Régine Pernoud nous indique ainsi l’existence d’une correspondance entre Hildegarde et l’Empereur Conrad III, puis son successeur Frédéric Barberousse, qui invite Hildegarde à venir le voir dans son palais. « La réponse d’Hildegarde ne la montre pas autrement intimidée par son correspondant. » précise l’auteur (p. 72), même si elle se désigne elle-même comme « la petite plume que le vent soutient » et qu’elle s’étonne que « toi qui es roi, tu tiennes cette personne (càd elle-même) comme nécessaire ».
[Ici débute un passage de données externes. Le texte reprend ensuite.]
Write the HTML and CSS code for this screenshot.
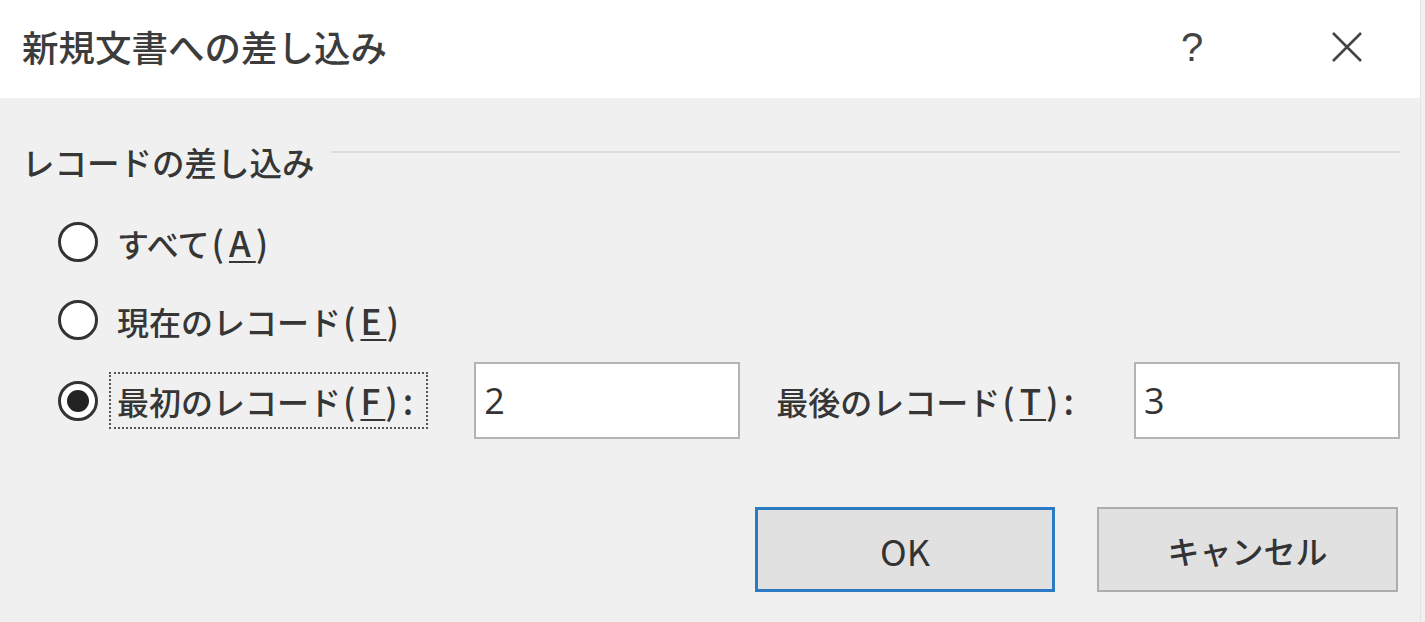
FILE: index.html
```html
<!DOCTYPE html>
<html lang="ja">
<head>
    <meta charset="UTF-8">
    <meta name="viewport" content="width=device-width, initial-scale=1.0">
    <title>新規文書への差し込み</title>
    <link rel="stylesheet" href="styles.css">
</head>
<body>
    <div class="dialog">
        <div class="titlebar">
            <span class="title">新規文書への差し込み</span>
            <div class="caption">
                <span class="help">?</span>
                <svg class="close" width="32" height="32" viewBox="0 0 32 32">
                    <path d="M2 2 L30 30 M30 2 L2 30" stroke="#444" stroke-width="2.6" fill="none"/>
                </svg>
            </div>
        </div>

        <div class="content">
            <div class="group-head">
                <span class="group-label">レコードの差し込み</span>
                <div class="rule"></div>
            </div>

            <div class="options">
                <div class="opt">
                    <span class="radio"></span>
                    <span class="opt-text">すべて<span class="acc">(<u>A</u>)</span></span>
                </div>
                <div class="opt">
                    <span class="radio"></span>
                    <span class="opt-text">現在のレコード<span class="acc">(<u>E</u>)</span></span>
                </div>
                <div class="opt range">
                    <span class="radio checked"></span>
                    <span class="opt-text focus">最初のレコード<span class="acc">(<u>F</u>):</span></span>
                    <input type="text" class="field" value="2">
                    <span class="opt-text last-label">最後のレコード<span class="acc">(<u>T</u>):</span></span>
                    <input type="text" class="field field-last" value="3">
                </div>
            </div>

            <div class="buttons">
                <button class="btn default">OK</button>
                <button class="btn">キャンセル</button>
            </div>
        </div>
    </div>
</body>
</html>
```

FILE: styles.css
```css
body {
    margin: 0;
    background-color: #f0f0f0;
    font-family: "Noto Sans CJK JP", "Noto Sans", sans-serif;
    color: #363636;
}
.dialog {
    width: 1420px;
    height: 622px;
    overflow: hidden;
    border-right: 1px solid #e4e4e4;
}
.titlebar {
    height: 98px;
    background: white;
    display: flex;
    align-items: center;
    justify-content: space-between;
    padding-left: 22px;
}
.title {
    font-size: 36.5px;
    font-weight: 500;
    color: #3c3c3c;
    margin-top: -6px;
}
.caption {
    display: flex;
    align-items: center;
    margin-top: -4px;
}
.help {
    font-family: "Liberation Sans", sans-serif;
    font-size: 40px;
    color: #444;
    width: 20px;
    margin-right: 130px;
}
.close {
    margin-right: 57px;
}
.content {
    padding: 44px 20px 0 22px;
}
.group-head {
    display: flex;
    align-items: flex-start;
    height: 40px;
}
.group-label {
    font-size: 32.5px;
    font-weight: 500;
    line-height: 40px;
}
.rule {
    flex: 1;
    height: 2px;
    background: #dcdcdc;
    margin: 9px 0 0 16px;
}
.options {
    margin-top: 21px;
    padding-left: 36px;
}
.opt {
    display: flex;
    align-items: center;
    height: 78px;
}
.opt.range {
    height: 77px;
    margin-top: 3px;
}
.radio {
    width: 34px;
    height: 34px;
    border: 3px solid #333;
    border-radius: 50%;
    background: white;
    margin-right: 19px;
    position: relative;
    flex-shrink: 0;
}
.radio.checked::after {
    content: "";
    position: absolute;
    left: 6px;
    top: 6px;
    width: 22px;
    height: 22px;
    border-radius: 50%;
    background: #222;
}
.opt-text {
    font-size: 32px;
    font-weight: 500;
    line-height: 40px;
}
.acc {
    font-size: 35px;
    letter-spacing: 5px;
    margin-left: 2px;
}
.acc u {
    text-underline-offset: 4px;
    text-decoration-thickness: 2px;
}
.focus {
    border: 2px dotted #555;
    padding: 6px 8px 6px 6px;
    margin-left: -8px;
}
.field {
    width: 266px;
    height: 77px;
    box-sizing: border-box;
    border: 2px solid #b4b4b4;
    background: white;
    font-family: "Open Sans", sans-serif;
    font-size: 36px;
    color: #333;
    padding: 0 8px;
    margin-left: 46px;
    outline: none;
}
.last-label {
    margin-left: 36px;
}
.field-last {
    margin-left: auto;
}
.buttons {
    display: flex;
    justify-content: flex-end;
    gap: 42px;
    margin-top: 68px;
    padding-right: 2px;
}
.btn {
    width: 301px;
    height: 85px;
    background: #e1e1e1;
    border: 2px solid #adadad;
    font-family: "Noto Sans CJK JP", "Noto Sans", sans-serif;
    font-size: 32px;
    font-weight: 500;
    color: #333;
    padding: 0;
}
.btn.default {
    border: 3px solid #2b7bc4;
    width: 300px;
    font-size: 36px;
    font-weight: 400;
}
```
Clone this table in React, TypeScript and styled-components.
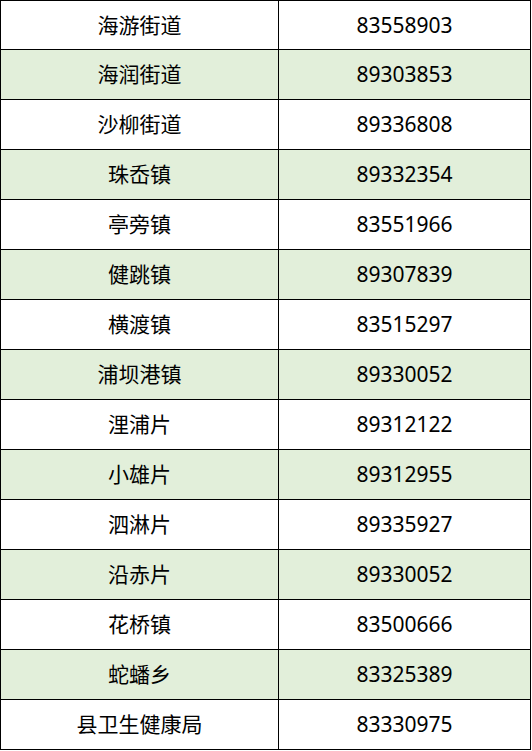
import React from "react";
import styled, { createGlobalStyle } from "styled-components";

const GlobalStyle = createGlobalStyle`
  html, body {
    margin: 0;
    padding: 0;
    background: #ffffff;
  }
  body {
    font-family: "Noto Sans", "Noto Sans CJK SC", sans-serif;
    color: #000000;
  }
`;

const Table = styled.div`
  width: 531px;
  display: grid;
  grid-template-columns: 278px 252px;
  grid-template-rows: 49px;
  grid-auto-rows: 50px;
  border-top: 1px solid #000;
  border-left: 1px solid #000;
  box-sizing: border-box;
`;

const Cell = styled.div<{ $shaded: boolean }>`
  display: flex;
  align-items: center;
  justify-content: center;
  box-sizing: border-box;
  border-right: 1px solid #000;
  border-bottom: 1px solid #000;
  background-color: ${(p) => (p.$shaded ? "#e2efda" : "#ffffff")};
  font-size: 21px;
  line-height: 1;
  white-space: nowrap;
`;

const rows: [string, string][] = [
  ["海游街道", "83558903"],
  ["海润街道", "89303853"],
  ["沙柳街道", "89336808"],
  ["珠岙镇", "89332354"],
  ["亭旁镇", "83551966"],
  ["健跳镇", "89307839"],
  ["横渡镇", "83515297"],
  ["浦坝港镇", "89330052"],
  ["浬浦片", "89312122"],
  ["小雄片", "89312955"],
  ["泗淋片", "89335927"],
  ["沿赤片", "89330052"],
  ["花桥镇", "83500666"],
  ["蛇蟠乡", "83325389"],
  ["县卫生健康局", "83330975"],
];

export default function App() {
  return (
    <>
      <GlobalStyle />
      <Table>
        {rows.map(([name, phone], i) => (
          <React.Fragment key={name + i}>
            <Cell $shaded={i % 2 === 1}>{name}</Cell>
            <Cell $shaded={i % 2 === 1}>{phone}</Cell>
          </React.Fragment>
        ))}
      </Table>
    </>
  );
}
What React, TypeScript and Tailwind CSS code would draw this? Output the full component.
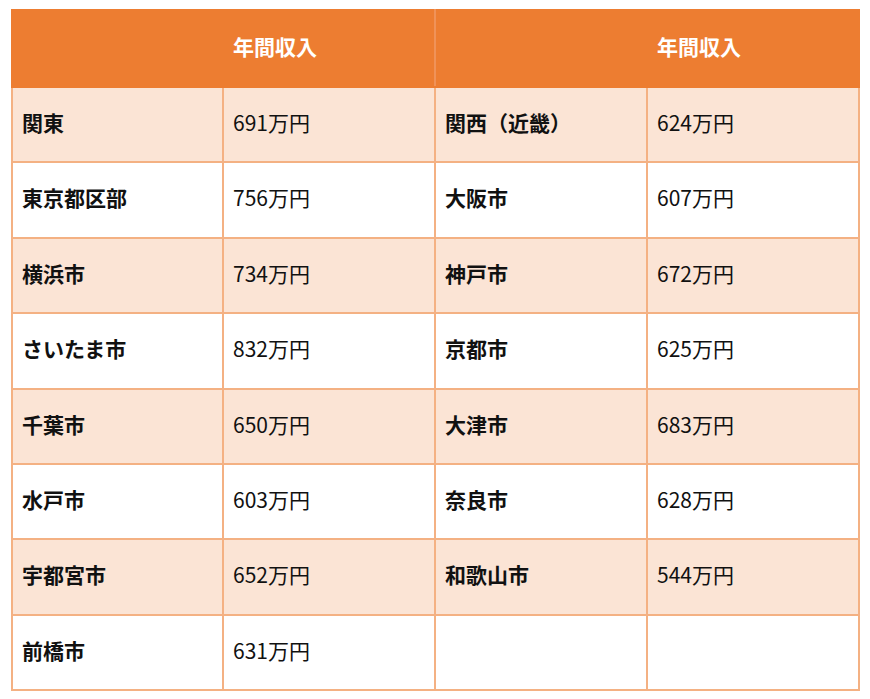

Hildegarde a aussi correspondu avec le comte de Flandre et avec Bernard de Clairvaux. Elle écrit, dans une de ses lettres à ce dernier, qu’elle est « timide et sans audace », et aussi : « Simplement je sais lire dans la simplicité, non dans la précision du texte, car je suis ignorante, n’ayant eu aucune instruction de façon extérieure, mais c’est à l’intérieur, dans mon âme, que je suis instruite. »

Quant aux papes, ce sont Anastase IV puis Adrien IV et Alexandre III qui sollicitèrent une recommandation de sa part et lui adressent des éloges. Dans les deux cas, elle répond avec parfois des accents prophétiques, mettant en garde Adrien IV contre des dangers à venir. Ces papes cherchaient toutes auprès de l’abbesse une recommandation divine et reconnaissaient en elle la sainte qu’elle n’est devenue qu’il y a quelques semaines.